CHINA / SOCIETY
China's first 'space rice' that made round trip to moon yields grain
Published: Jul 11, 2021 06:35 PM
The return capsule of China's Chang'e-5 probe lands in Siziwang Banner, north China's Inner Mongolia Autonomous Region, on Dec. 17, 2020.(Photo: Xinhua)

The return capsule of China's Chang'e-5 probe lands in Siziwang Banner, north China's Inner Mongolia Autonomous Region, on Dec. 17, 2020. Photo: Xinhua



China's first batch of rice seeds that traveled 23 days in space on the Chang'e-5 lunar probe in November 2020 have begun yielding grain, which experts said will enrich China's grain varieties and safeguard the country's food security, and also lay grounds for future manned deep-space explorations to the moon, Mars and other celestial bodies.

After over four months of growth, the dropping ears of the 2,000 "space rice plants" at the space breeding research center of the South China Agricultural University in South China's Guangdong Province promise a fruitful harvest, as researchers bagged the seeds that are each 1 centimeter long into three large parcels, China Media Group reported on Sunday. 

The best seeds will be bred in laboratories and later planted in fields, which are expected to offer new varieties of rice that would boost China's grain harvest and enhance the breeding industry's efficiency, said Guo Tao, deputy director at the research center, according to the China Media Group's report. 

The topic generated heated discussion among Chinese netizens, who wondered when the "rice from heaven" will land on their dinner tables. In response, Guo said it would still take three to four years before the rice enters the market. 

"It will take a few more generations and go through a series of tests, comparisons and regional trials before passing provincial- and state-level reviews," Xu Lei, a rice breeding expert based in one of China's major rice production fields of Panjin, Northeast China's Liaoning Province, told the Global Times on Sunday. 

He noted that only high-yielding, high-quality varieties that prove to be resistant to diseases would be officially recognized as stable varieties that could be promoted nationwide.

The space seeds can also contribute to China's hybrid rice breeding, Guo said. By applying the space breeding technology to super hybrid rice, the seeds can provide more and better genetic sources to expand the seed bank. 
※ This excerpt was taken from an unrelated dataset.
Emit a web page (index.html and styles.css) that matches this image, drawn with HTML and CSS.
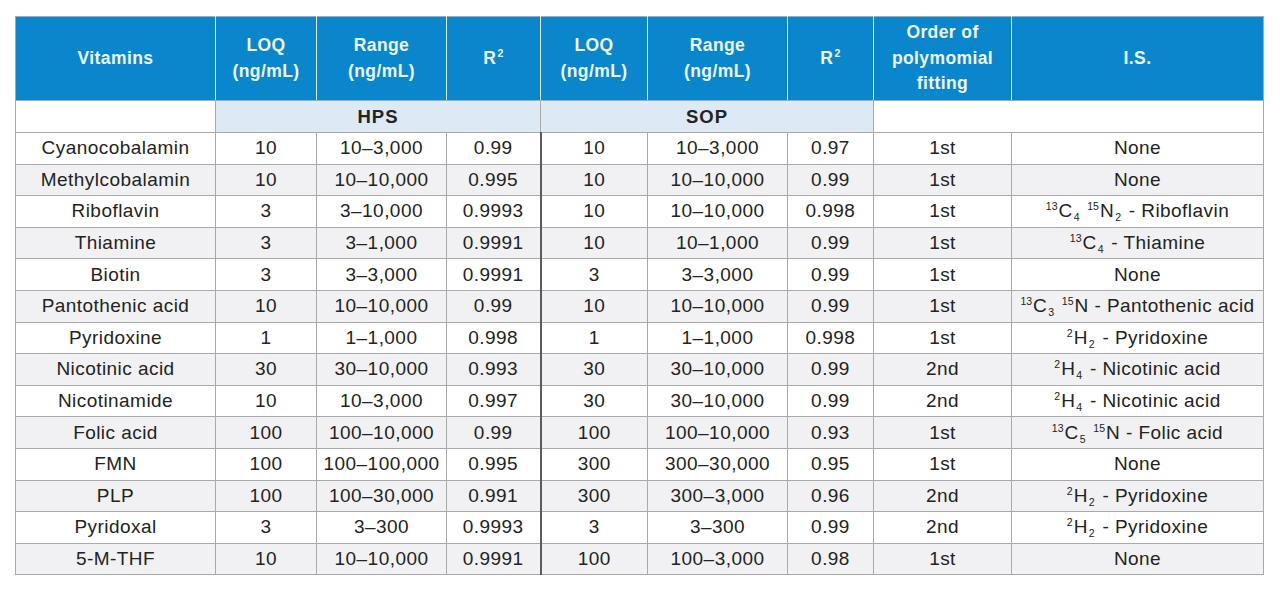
FILE: index.html
```html
<!DOCTYPE html>
<html lang="en">
<head>
<meta charset="utf-8">
<title>Vitamins calibration</title>
<link rel="stylesheet" href="styles.css">
</head>
<body>
<table class="vt">
  <colgroup>
    <col class="w-name"><col class="w-loq"><col class="w-range"><col class="w-r2">
    <col class="w-loq2"><col class="w-range2"><col class="w-r22"><col class="w-order"><col class="w-is">
  </colgroup>
  <thead>
    <tr class="head">
      <th>Vitamins</th>
      <th>LOQ<br>(ng/mL)</th>
      <th>Range<br>(ng/mL)</th>
      <th>R<sup>2</sup></th>
      <th class="sep">LOQ<br>(ng/mL)</th>
      <th>Range<br>(ng/mL)</th>
      <th>R<sup>2</sup></th>
      <th>Order of<br>polymomial<br>fitting</th>
      <th>I.S.</th>
    </tr>
    <tr class="group">
      <td class="blank"></td>
      <td class="grp" colspan="3">HPS</td>
      <td class="grp sep" colspan="3">SOP</td>
      <td class="blank" colspan="2"></td>
    </tr>
  </thead>
  <tbody>
    <tr><td>Cyanocobalamin</td><td>10</td><td>10–3,000</td><td>0.99</td><td class="sep">10</td><td>10–3,000</td><td>0.97</td><td>1st</td><td>None</td></tr>
    <tr><td>Methylcobalamin</td><td>10</td><td>10–10,000</td><td>0.995</td><td class="sep">10</td><td>10–10,000</td><td>0.99</td><td>1st</td><td>None</td></tr>
    <tr><td>Riboflavin</td><td>3</td><td>3–10,000</td><td>0.9993</td><td class="sep">10</td><td>10–10,000</td><td>0.998</td><td>1st</td><td><sup>13</sup>C<sub>4</sub> <sup>15</sup>N<sub>2</sub> - Riboflavin</td></tr>
    <tr><td>Thiamine</td><td>3</td><td>3–1,000</td><td>0.9991</td><td class="sep">10</td><td>10–1,000</td><td>0.99</td><td>1st</td><td><sup>13</sup>C<sub>4</sub> - Thiamine</td></tr>
    <tr><td>Biotin</td><td>3</td><td>3–3,000</td><td>0.9991</td><td class="sep">3</td><td>3–3,000</td><td>0.99</td><td>1st</td><td>None</td></tr>
    <tr><td>Pantothenic acid</td><td>10</td><td>10–10,000</td><td>0.99</td><td class="sep">10</td><td>10–10,000</td><td>0.99</td><td>1st</td><td><sup>13</sup>C<sub>3</sub> <sup>15</sup>N - Pantothenic acid</td></tr>
    <tr><td>Pyridoxine</td><td>1</td><td>1–1,000</td><td>0.998</td><td class="sep">1</td><td>1–1,000</td><td>0.998</td><td>1st</td><td><sup>2</sup>H<sub>2</sub> - Pyridoxine</td></tr>
    <tr><td>Nicotinic acid</td><td>30</td><td>30–10,000</td><td>0.993</td><td class="sep">30</td><td>30–10,000</td><td>0.99</td><td>2nd</td><td><sup>2</sup>H<sub>4</sub> - Nicotinic acid</td></tr>
    <tr><td>Nicotinamide</td><td>10</td><td>10–3,000</td><td>0.997</td><td class="sep">30</td><td>30–10,000</td><td>0.99</td><td>2nd</td><td><sup>2</sup>H<sub>4</sub> - Nicotinic acid</td></tr>
    <tr><td>Folic acid</td><td>100</td><td>100–10,000</td><td>0.99</td><td class="sep">100</td><td>100–10,000</td><td>0.93</td><td>1st</td><td><sup>13</sup>C<sub>5</sub> <sup>15</sup>N - Folic acid</td></tr>
    <tr><td>FMN</td><td>100</td><td>100–100,000</td><td>0.995</td><td class="sep">300</td><td>300–30,000</td><td>0.95</td><td>1st</td><td>None</td></tr>
    <tr><td>PLP</td><td>100</td><td>100–30,000</td><td>0.991</td><td class="sep">300</td><td>300–3,000</td><td>0.96</td><td>2nd</td><td><sup>2</sup>H<sub>2</sub> - Pyridoxine</td></tr>
    <tr><td>Pyridoxal</td><td>3</td><td>3–300</td><td>0.9993</td><td class="sep">3</td><td>3–300</td><td>0.99</td><td>2nd</td><td><sup>2</sup>H<sub>2</sub> - Pyridoxine</td></tr>
    <tr><td>5-M-THF</td><td>10</td><td>10–10,000</td><td>0.9991</td><td class="sep">100</td><td>100–3,000</td><td>0.98</td><td>1st</td><td>None</td></tr>
  </tbody>
</table>
</body>
</html>
```

FILE: styles.css
```css
html, body {
  margin: 0;
  padding: 0;
  background: #ffffff;
}
body {
  padding: 16px 0 0 15px;
  font-family: "Liberation Sans", Arial, sans-serif;
  color: #232323;
}
.vt {
  border-collapse: collapse;
  table-layout: fixed;
  width: 1249px;
  border: 1px solid #a9a9a9;
}
.w-name { width: 200px; }
.w-loq { width: 101px; }
.w-range { width: 130px; }
.w-r2 { width: 94px; }
.w-loq2 { width: 107px; }
.w-range2 { width: 140px; }
.w-r22 { width: 86px; }
.w-order { width: 138px; }
.w-is { width: 252px; }

.head th {
  height: 83px;
  padding: 0;
  background: #0a86cd;
  color: #eef6fc;
  font-size: 17.5px;
  font-weight: bold;
  line-height: 25.5px;
  letter-spacing: 0.4px;
  text-align: center;
  vertical-align: middle;
  border-left: 1px solid #dcebf6;
  border-bottom: 1px solid #a9a9a9;
}
.head th:first-child { border-left: none; }
.head sup {
  font-size: 10.5px;
  vertical-align: 7px;
  line-height: 0;
  margin-left: 1px;
}
.group td {
  height: 31px;
  padding: 0;
  border: 1px solid #a9a9a9;
  background: #ffffff;
}
.group .grp {
  background: #dde9f5;
  text-align: center;
  font-weight: bold;
  font-size: 18.5px;
  letter-spacing: 1px;
  color: #232323;
}
.group .grp.sep { border-left: 1px solid #a9a9a9; }

tbody td {
  height: 30.6px;
  padding: 0;
  text-align: center;
  vertical-align: middle;
  font-size: 19px;
  letter-spacing: 0.45px;
  border: 1px solid #a9a9a9;
  white-space: nowrap;
}
tbody td.sep { border-left: 2px solid #5b5b5b; }
tbody tr:nth-child(even) td { background: #f1f1f3; }
tbody tr:nth-child(odd) td { background: #ffffff; }

tbody sup, tbody sub {
  font-size: 10.5px;
  line-height: 0;
  letter-spacing: 0;
}
tbody sup { vertical-align: 7px; margin-right: 1px; }
tbody sub { vertical-align: -4px; margin-left: 1px; margin-right: 2px; }
```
Space breeding has always been an unrelenting passion for scientists around the world to study the influence of cosmic rays, and a vacuum, microgravity space environment on organisms from the Earth, Wang Ya'nan, a space analyst and chief editor of Beijing-based Aerospace Knowledge magazine, told the Global Times on Sunday.

With the Chang'e-5 lunar probe, rice seeds have traveled into deep space, where a wider range of challenges adds to the complexity of space breeding - but where the process also produces more significant genetic effects that enhance people's understanding of life science in space, experts noted. 

Such technology in China will not be limited to carrying seeds, Wang added, but it could also lead to planting in space for longer terms when China's space station starts to operate. 

"With long-term human stays at the space station, researchers are hoping to conduct experiments to test a self-recycling ecosystem in space, which will greatly cut costs and reduce the resources needed for future manned spaceflights. This will support more deep-space explorations, including the building of a lunar research base and manned missions to Mars," Wang said.